**WRITTEN TASK:** Reply with one number: the count of lines in the data that hold the string "page".

**STORED DATA:**
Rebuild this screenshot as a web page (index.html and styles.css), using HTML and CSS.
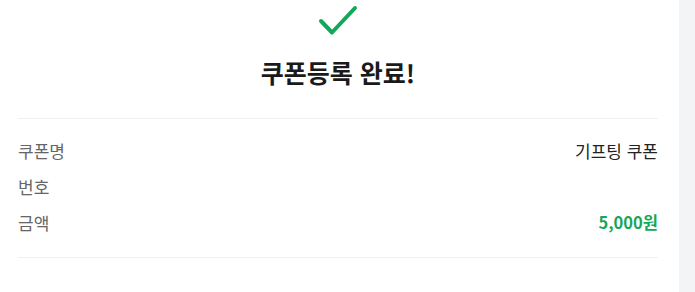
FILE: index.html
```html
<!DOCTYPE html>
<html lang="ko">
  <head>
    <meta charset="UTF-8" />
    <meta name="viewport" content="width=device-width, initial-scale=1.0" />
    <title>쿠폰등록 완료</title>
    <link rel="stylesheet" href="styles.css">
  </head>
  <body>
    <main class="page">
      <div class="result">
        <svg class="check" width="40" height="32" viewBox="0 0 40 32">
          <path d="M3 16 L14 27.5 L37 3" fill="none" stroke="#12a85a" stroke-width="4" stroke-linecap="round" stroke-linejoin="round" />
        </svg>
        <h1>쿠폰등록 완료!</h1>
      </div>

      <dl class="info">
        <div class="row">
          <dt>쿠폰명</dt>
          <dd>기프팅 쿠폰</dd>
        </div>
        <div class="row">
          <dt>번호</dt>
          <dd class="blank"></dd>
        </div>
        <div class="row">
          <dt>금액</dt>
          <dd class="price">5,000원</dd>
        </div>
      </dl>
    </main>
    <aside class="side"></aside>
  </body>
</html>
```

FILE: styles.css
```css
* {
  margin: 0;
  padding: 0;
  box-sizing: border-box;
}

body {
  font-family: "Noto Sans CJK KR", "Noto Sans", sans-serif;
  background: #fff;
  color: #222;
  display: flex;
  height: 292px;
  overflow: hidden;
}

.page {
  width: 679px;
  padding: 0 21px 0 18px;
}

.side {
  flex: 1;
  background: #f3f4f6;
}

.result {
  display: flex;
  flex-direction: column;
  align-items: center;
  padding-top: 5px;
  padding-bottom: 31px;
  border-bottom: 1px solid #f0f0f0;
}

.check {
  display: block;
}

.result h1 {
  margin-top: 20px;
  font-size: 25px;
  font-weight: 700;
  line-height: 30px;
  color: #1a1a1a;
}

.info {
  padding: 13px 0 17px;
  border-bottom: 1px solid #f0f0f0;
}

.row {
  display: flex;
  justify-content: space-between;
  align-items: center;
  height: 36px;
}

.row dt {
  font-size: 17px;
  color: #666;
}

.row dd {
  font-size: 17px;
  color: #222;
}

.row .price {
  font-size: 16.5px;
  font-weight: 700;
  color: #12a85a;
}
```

**COMPLETED EXERCISE:** 3